## The task
Wherever a line holds the word "styles", copy that line out.

## Data
--------------------
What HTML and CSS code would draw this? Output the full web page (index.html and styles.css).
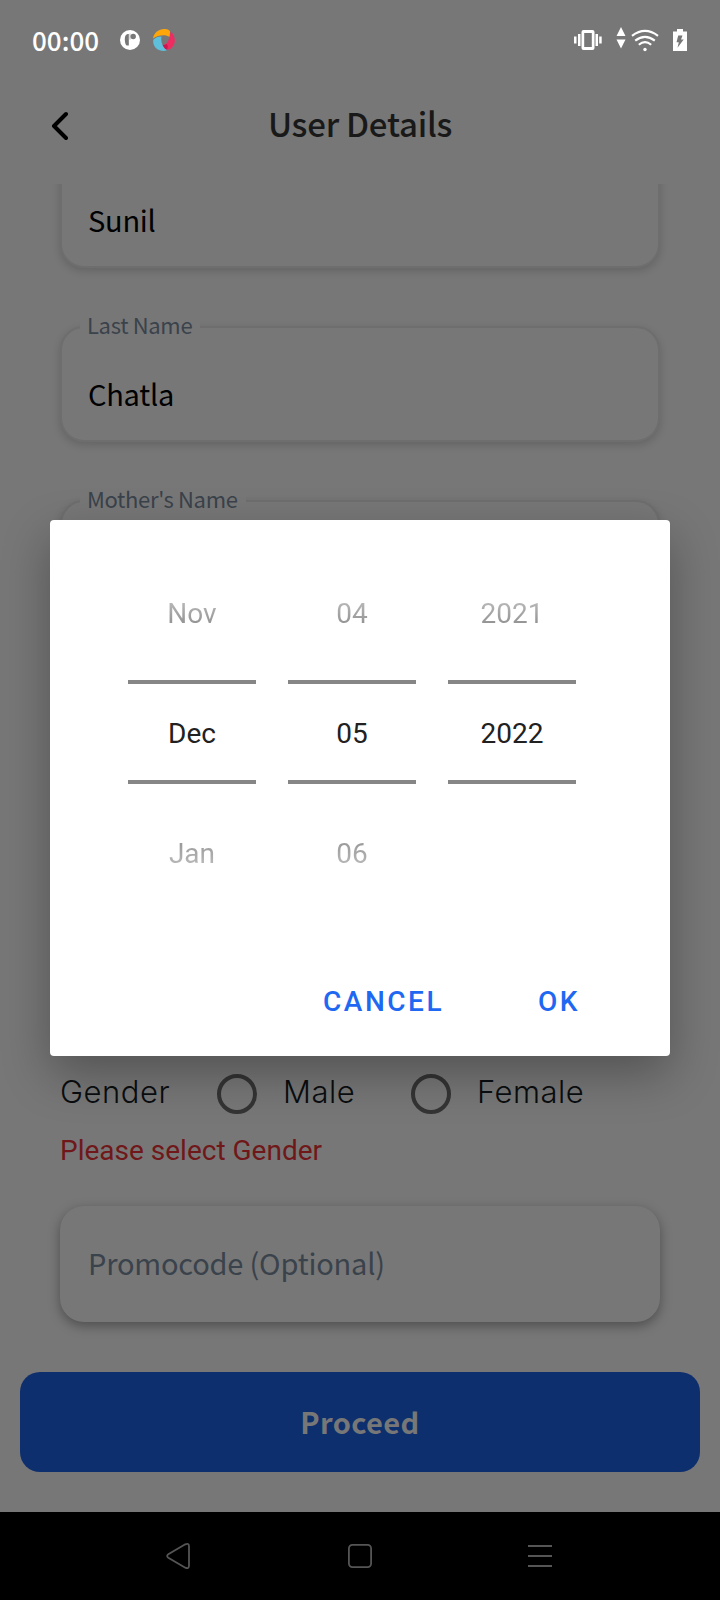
FILE: index.html
```html
<!DOCTYPE html>
<html lang="en">
<head>
<meta charset="utf-8">
<title>User Details</title>
<link rel="stylesheet" href="styles.css">
</head>
<body>
<div class="screen">
  <div class="status">
    <span class="clock">00:00</span>
    <svg class="app-p" width="20" height="20" viewBox="0 0 20 20"><circle cx="10" cy="10" r="10" fill="#fff"/><path d="M8.800 4C6 4 4.800 5.600 4.800 9.500S6 15.600 7 15.600H8.800Z" fill="#777"/><circle cx="13.200" cy="6.500" r="2.700" fill="#777"/><path d="M10 3.600v6" stroke="#777" stroke-width=".5"/></svg>
    <svg class="app-swirl" width="22" height="22" viewBox="0 0 22 22">
      <path d="M0 9.500C1 3.500 6 0 11 0c4 0 6.500 1.500 6 3.500L16.500 8C13 5.500 6 5.500 0 9.500Z" fill="#fda60a"/>
      <path d="M17.500 2.500C21 5 22.500 10 21.500 14c-1.500 5-5 7-7.500 6.500-3 0-5-2.500-5.500-4.500C13 16.500 17 12 17.500 2.500Z" fill="#ee2c62"/>
      <path d="M8.800 15.800c1.500.4 3.500.2 5-.8 1.500 2 1 4 .2 5.500-2.500 0-4.500-2-5.200-4.700Z" fill="#c9184e"/>
      <path d="M.2 11C2.500 8.500 4.500 7.600 8.500 7.500 7.500 12 9.500 18.500 14 21.200 9 23 4 21 2 18 .5 16 0 13.500.2 11Z" fill="#5fc0dc"/>
    </svg>
    <span class="spacer"></span>
    <svg class="vibrate" width="28" height="20" viewBox="0 0 28 20" fill="#fff"><path fill-rule="evenodd" d="M9.500 0h9Q20.500 0 20.500 2v16q0 2-2 2h-9q-2 0-2-2V2q0-2 2-2Zm.7 3v14h7.600V3Z"/><path d="M4 4h2.500v12H4zM21.500 4H24v12h-2.500zM0 6.500h2.500v7H0zM25.200 6.500h2.500v7h-2.500z"/></svg>
    <svg class="updown" width="10" height="22" viewBox="0 0 10 22" fill="#fff"><path d="M5 0l4.500 9h-9zM5 21.500L9.500 12.500h-9z"/></svg>
    <svg class="wifi" width="28" height="23" viewBox="0 0 28 23" fill="none" stroke="#fff" stroke-width="2.100"><path d="M1 6.800Q14-3 27 6.800M4.200 11.700Q14 4 23.800 11.700M7.800 15.800Q14 10.400 20.200 15.800"/><circle cx="14" cy="20.500" r="1.700" fill="#fff" stroke="none"/></svg>
    <svg class="battery" width="14" height="22" viewBox="0 0 14 22"><path d="M4 0h6v2.500h4V22H0V2.500h4Z" fill="#fff"/><path d="M5.200 6.500h4.300L8 10.500h2.700L4.500 18.800l1.300-5.600H3.500Z" fill="#777"/></svg>
  </div>
  <div class="header">
    <svg class="back" width="18" height="30" viewBox="0 0 18 30"><path d="M16 3L4 15 16 27" fill="none" stroke="#000" stroke-width="4" stroke-linecap="round" stroke-linejoin="round"/></svg>
    <h1 class="title">User Details</h1>
  </div>
  <div class="form">
    <div class="field"><span class="value">Sunil</span></div>
    <div class="field"><span class="label">Last Name</span><span class="value">Chatla</span></div>
    <div class="field"><span class="label">Mother's Name</span></div>
    <div class="gender">
      <span class="gender-title">Gender</span>
      <span class="radio"></span><span class="option male">Male</span>
      <span class="radio"></span><span class="option">Female</span>
    </div>
    <div class="error">Please select Gender</div>
    <div class="promo">Promocode (Optional)</div>
  </div>
  <div class="proceed">Proceed</div>
  <div class="nav">
    <svg width="26" height="28" viewBox="0 0 26 28" fill="none" stroke="#555" stroke-width="1.800"><path d="M20.300 2.300 3.300 12.300Q1 14 3.300 15.700L20.300 25.700Q23.900 27.200 24 23.800V4.200Q23.900.8 20.300 2.300Z"/></svg>
    <svg width="24" height="24" viewBox="0 0 24 24" fill="none" stroke="#555" stroke-width="1.800"><rect x=".9" y=".9" width="22.200" height="22.200" rx="3.500"/></svg>
    <svg width="24" height="22" viewBox="0 0 24 22" stroke="#555" stroke-width="2"><path d="M0 1h24M0 11h24M0 21h24"/></svg>
  </div>
  <div class="dialog">
    <div class="pickers">
      <div class="picker"><span class="dim">Nov</span><span class="current">Dec</span><span class="dim below">Jan</span></div>
      <div class="picker"><span class="dim">04</span><span class="current">05</span><span class="dim below">06</span></div>
      <div class="picker"><span class="dim">2021</span><span class="current">2022</span></div>
    </div>
    <div class="actions"><span class="cancel">CANCEL</span><span>OK</span></div>
  </div>
</div>
</body>
</html>
```
FILE: styles.css
```css
* { box-sizing: border-box; }
body { margin: 0; background: #777; }
svg { display: block; flex: none; }
.screen {
  position: relative;
  display: flex;
  flex-direction: column;
  width: 720px;
  height: 1600px;
  overflow: hidden;
  background: #777;
  font-family: "Noto Sans CJK SC", "Noto Sans", sans-serif;
  white-space: nowrap;
}
.status { display: flex; align-items: center; height: 80px; padding: 0 33px 0 32px; }
.clock { width: 88px; padding-bottom: 1px; font-size: 26px; line-height: 40px; font-weight: 500; color: #fff; }
.app-swirl { margin-left: 13px; }
.spacer { flex: 1; }
.updown { margin: -4px 0 0 14px; }
.wifi { margin: 0 0 0 5px; }
.battery { margin-left: 14px; }
.header { display: flex; align-items: center; height: 92px; margin-bottom: 12px; padding-left: 50px; }
.title { flex: 1; margin: 0 68px 0 0; padding-bottom: 6px; text-align: center; font-size: 33px; line-height: 44px; font-weight: 500; letter-spacing: -.25px; color: #191919; }
.form { display: flex; flex-direction: column; height: 1188px; padding: 0 60px; overflow: hidden; }
.field {
  position: relative;
  flex: none;
  height: 116px;
  margin-bottom: 58px;
  padding: 45px 0 0 26px;
  border: 2px solid #6e6e6e;
  border-radius: 24px;
  background: #777;
  box-shadow: 0 3px 8px rgba(0, 0, 0, .16);
}
.field:first-child { margin-top: -32px; }
.label {
  position: absolute;
  left: 18px;
  top: -20px;
  padding: 0 8px 0 7px;
  background: #777;
  font-size: 22px;
  line-height: 32px;
  letter-spacing: -.33px;
  color: #3a424b;
}
.value { display: block; font-size: 29px; line-height: 40px; letter-spacing: -.25px; color: #000; }
.gender { display: flex; align-items: center; flex: none; height: 40px; margin-top: 400px; font: 350 31px/40px Inter, sans-serif; letter-spacing: .5px; color: #0a0d0f; }
.gender-title { width: 157px; padding-bottom: 4px; }
.radio { width: 40px; height: 40px; border: 4px solid #343434; border-radius: 50%; }
.option { padding: 0 0 4px 26px; }
.male { width: 154px; }
.error { flex: none; height: 40px; margin-top: 17px; font: 400 28px/40px Roboto, sans-serif; color: #701719; }
.promo {
  flex: none;
  height: 116px;
  margin-top: 35px;
  padding-left: 28px;
  border-radius: 24px;
  background: #777;
  box-shadow: 0 4px 12px rgba(0, 0, 0, .34);
  font-size: 29px;
  line-height: 112px;
  letter-spacing: -.2px;
  color: #3a424b;
}
.proceed { flex: none; height: 100px; margin: 0 20px 40px; border-radius: 20px; background: #0e2f6e; text-align: center; font-size: 29px; line-height: 98px; font-weight: 700; letter-spacing: .4px; color: #777; }
.nav { display: flex; align-items: center; justify-content: space-between; height: 88px; padding: 0 168px 0 165px; background: #000; }
.dialog {
  position: absolute;
  left: 50px;
  top: 520px;
  width: 620px;
  height: 536px;
  padding-top: 32px;
  border-radius: 4px;
  background: #fff;
  box-shadow: 0 18px 48px rgba(0, 0, 0, .3);
  font-family: Roboto, sans-serif;
}
.pickers { display: flex; gap: 32px; height: 360px; padding-left: 78px; }
.picker { width: 128px; text-align: center; font-size: 28px; }
.picker span { display: block; }
.dim {
  height: 120px;
  line-height: 124px;
  background: linear-gradient(#cfcfcf 30%, #7f7f7f 70%);
  background-clip: text;
  color: transparent;
}
.below { background-image: linear-gradient(#858585 30%, #c8c8c8 70%); }
.current { height: 104px; margin: 8px 0; border: solid #868686; border-width: 4px 0; line-height: 100px; color: #212121; }
.actions { display: flex; justify-content: flex-end; margin-top: 70px; padding-right: 90px; font-size: 28px; line-height: 40px; font-weight: 500; letter-spacing: 2.500px; color: #1f68f2; }
.cancel { margin-right: 94px; }
```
--------------------
## Result of the task
What HTML and CSS code would draw this? Output the full web page (index.html and styles.css).
<link rel="stylesheet" href="styles.css">
FILE: styles.css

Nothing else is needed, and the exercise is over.